### EXERCISE DESCRIPTION
Find each line with the word "this" and say how many there are, nothing else.

### EXCERPTED RECORDS
START
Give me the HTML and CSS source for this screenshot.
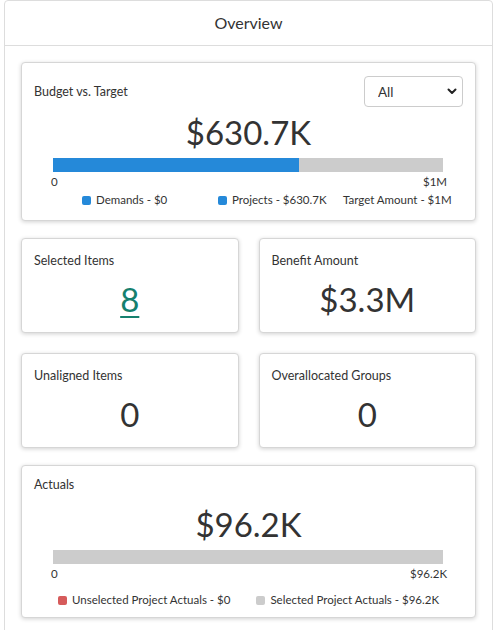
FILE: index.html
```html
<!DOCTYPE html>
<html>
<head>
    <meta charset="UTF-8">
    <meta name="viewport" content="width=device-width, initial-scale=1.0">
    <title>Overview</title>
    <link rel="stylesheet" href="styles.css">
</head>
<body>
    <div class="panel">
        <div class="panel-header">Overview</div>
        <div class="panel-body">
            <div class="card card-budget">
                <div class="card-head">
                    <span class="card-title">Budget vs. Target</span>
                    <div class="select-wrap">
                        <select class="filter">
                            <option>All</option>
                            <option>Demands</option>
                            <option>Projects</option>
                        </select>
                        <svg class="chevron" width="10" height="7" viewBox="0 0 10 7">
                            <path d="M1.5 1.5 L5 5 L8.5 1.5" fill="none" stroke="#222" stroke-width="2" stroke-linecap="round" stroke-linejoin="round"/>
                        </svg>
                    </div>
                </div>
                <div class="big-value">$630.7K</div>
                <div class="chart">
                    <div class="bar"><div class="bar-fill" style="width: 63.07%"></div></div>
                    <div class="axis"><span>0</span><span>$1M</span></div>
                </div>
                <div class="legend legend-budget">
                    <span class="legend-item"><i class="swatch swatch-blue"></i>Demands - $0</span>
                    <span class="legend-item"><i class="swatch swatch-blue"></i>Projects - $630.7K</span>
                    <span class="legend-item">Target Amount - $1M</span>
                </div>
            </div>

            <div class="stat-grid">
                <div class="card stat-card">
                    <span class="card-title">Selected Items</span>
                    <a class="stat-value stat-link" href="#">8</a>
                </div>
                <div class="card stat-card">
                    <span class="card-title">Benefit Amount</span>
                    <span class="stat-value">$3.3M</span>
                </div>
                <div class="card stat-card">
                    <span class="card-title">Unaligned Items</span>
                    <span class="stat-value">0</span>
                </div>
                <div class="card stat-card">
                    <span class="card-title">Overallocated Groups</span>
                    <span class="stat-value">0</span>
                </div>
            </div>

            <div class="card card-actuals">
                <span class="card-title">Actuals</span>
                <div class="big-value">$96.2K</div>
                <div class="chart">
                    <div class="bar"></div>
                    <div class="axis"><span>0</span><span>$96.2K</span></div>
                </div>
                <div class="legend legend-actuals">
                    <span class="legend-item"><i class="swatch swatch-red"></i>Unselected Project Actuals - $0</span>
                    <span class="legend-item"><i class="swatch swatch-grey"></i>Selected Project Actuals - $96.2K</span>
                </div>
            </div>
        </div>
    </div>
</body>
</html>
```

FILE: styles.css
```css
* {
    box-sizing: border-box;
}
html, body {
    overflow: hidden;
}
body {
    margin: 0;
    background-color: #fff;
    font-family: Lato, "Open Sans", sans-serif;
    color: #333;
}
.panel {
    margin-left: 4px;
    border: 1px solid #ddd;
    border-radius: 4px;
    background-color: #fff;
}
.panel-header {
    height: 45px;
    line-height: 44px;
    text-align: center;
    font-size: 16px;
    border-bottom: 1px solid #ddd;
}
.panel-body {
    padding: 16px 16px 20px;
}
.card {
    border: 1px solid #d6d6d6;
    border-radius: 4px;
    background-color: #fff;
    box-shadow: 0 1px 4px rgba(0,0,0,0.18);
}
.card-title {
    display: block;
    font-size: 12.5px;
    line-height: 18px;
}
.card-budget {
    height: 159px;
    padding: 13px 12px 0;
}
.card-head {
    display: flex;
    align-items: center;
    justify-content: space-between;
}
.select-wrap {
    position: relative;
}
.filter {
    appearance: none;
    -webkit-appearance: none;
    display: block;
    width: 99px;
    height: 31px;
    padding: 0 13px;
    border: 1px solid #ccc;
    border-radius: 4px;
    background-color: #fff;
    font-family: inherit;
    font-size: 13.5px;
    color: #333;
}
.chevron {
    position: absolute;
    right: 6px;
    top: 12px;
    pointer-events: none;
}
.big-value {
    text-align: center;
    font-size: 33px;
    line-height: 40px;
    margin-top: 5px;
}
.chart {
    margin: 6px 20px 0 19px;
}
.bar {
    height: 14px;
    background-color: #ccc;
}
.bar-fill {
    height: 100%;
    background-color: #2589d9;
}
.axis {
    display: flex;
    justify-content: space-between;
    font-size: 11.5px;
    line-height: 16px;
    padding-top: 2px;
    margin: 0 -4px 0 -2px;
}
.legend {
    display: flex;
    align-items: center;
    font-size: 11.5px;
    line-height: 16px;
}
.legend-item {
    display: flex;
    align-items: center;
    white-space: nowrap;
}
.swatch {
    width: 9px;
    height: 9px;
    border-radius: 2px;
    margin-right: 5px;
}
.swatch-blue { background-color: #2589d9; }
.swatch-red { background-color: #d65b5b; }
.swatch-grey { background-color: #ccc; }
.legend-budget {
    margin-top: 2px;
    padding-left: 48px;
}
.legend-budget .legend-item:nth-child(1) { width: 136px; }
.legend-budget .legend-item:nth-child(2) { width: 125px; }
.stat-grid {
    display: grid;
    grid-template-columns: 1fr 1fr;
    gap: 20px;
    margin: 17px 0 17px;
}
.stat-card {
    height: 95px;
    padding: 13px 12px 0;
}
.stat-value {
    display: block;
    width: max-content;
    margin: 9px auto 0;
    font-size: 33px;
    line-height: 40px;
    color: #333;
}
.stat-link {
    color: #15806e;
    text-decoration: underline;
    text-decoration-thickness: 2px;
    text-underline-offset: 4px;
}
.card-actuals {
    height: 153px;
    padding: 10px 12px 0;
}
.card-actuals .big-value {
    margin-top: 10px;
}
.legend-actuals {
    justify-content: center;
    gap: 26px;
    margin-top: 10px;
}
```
END
START
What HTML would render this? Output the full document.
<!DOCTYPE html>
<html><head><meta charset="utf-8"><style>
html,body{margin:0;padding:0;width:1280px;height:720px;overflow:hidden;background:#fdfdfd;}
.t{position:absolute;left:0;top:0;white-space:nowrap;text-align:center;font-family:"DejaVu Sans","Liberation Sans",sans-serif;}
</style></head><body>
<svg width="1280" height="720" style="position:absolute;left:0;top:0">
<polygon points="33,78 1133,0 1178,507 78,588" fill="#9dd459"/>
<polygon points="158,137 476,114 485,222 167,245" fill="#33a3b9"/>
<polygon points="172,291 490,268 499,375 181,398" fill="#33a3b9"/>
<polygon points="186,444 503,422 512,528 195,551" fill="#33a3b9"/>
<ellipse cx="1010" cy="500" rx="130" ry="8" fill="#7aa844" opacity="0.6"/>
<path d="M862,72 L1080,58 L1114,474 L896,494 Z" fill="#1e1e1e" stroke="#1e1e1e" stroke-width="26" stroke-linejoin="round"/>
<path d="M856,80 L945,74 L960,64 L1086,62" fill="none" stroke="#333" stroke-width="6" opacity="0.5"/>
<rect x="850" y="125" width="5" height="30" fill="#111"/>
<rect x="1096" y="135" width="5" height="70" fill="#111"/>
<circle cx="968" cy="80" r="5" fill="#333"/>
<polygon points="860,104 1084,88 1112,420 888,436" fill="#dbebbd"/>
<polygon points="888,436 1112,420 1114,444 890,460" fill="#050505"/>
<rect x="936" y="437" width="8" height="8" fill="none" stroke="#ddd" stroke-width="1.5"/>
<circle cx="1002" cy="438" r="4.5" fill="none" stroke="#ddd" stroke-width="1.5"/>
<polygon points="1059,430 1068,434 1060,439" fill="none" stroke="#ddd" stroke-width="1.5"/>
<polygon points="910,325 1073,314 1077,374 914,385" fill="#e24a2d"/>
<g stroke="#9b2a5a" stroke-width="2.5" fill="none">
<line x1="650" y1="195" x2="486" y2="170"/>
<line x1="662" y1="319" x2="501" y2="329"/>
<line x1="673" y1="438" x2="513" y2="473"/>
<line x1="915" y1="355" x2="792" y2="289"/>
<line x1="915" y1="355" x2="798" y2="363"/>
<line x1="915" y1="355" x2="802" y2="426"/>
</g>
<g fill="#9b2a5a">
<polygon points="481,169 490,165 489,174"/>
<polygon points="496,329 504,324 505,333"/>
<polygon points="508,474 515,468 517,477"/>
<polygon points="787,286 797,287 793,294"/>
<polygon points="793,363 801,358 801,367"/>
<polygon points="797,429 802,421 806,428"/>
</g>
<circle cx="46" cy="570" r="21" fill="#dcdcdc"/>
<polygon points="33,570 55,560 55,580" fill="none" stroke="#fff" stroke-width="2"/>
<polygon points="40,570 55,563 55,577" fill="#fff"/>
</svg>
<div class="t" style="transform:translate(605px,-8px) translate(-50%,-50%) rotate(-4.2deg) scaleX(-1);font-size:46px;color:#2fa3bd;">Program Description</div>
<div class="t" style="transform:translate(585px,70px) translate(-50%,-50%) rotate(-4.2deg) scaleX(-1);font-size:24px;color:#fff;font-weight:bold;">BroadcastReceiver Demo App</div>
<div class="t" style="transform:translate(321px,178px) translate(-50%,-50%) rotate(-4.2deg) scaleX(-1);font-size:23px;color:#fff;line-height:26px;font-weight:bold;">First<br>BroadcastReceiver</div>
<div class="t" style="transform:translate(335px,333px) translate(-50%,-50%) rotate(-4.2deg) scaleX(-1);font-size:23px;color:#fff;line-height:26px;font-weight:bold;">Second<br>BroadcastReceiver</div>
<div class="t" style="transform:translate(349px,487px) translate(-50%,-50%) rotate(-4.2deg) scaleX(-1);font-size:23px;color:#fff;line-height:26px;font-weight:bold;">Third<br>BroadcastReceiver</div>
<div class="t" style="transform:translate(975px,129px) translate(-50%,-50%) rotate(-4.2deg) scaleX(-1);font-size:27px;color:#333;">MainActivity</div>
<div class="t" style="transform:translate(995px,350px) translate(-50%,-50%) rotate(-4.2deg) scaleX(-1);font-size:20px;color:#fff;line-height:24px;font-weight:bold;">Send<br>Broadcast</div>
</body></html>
END
### ANSWER TO THE PROBLEM
2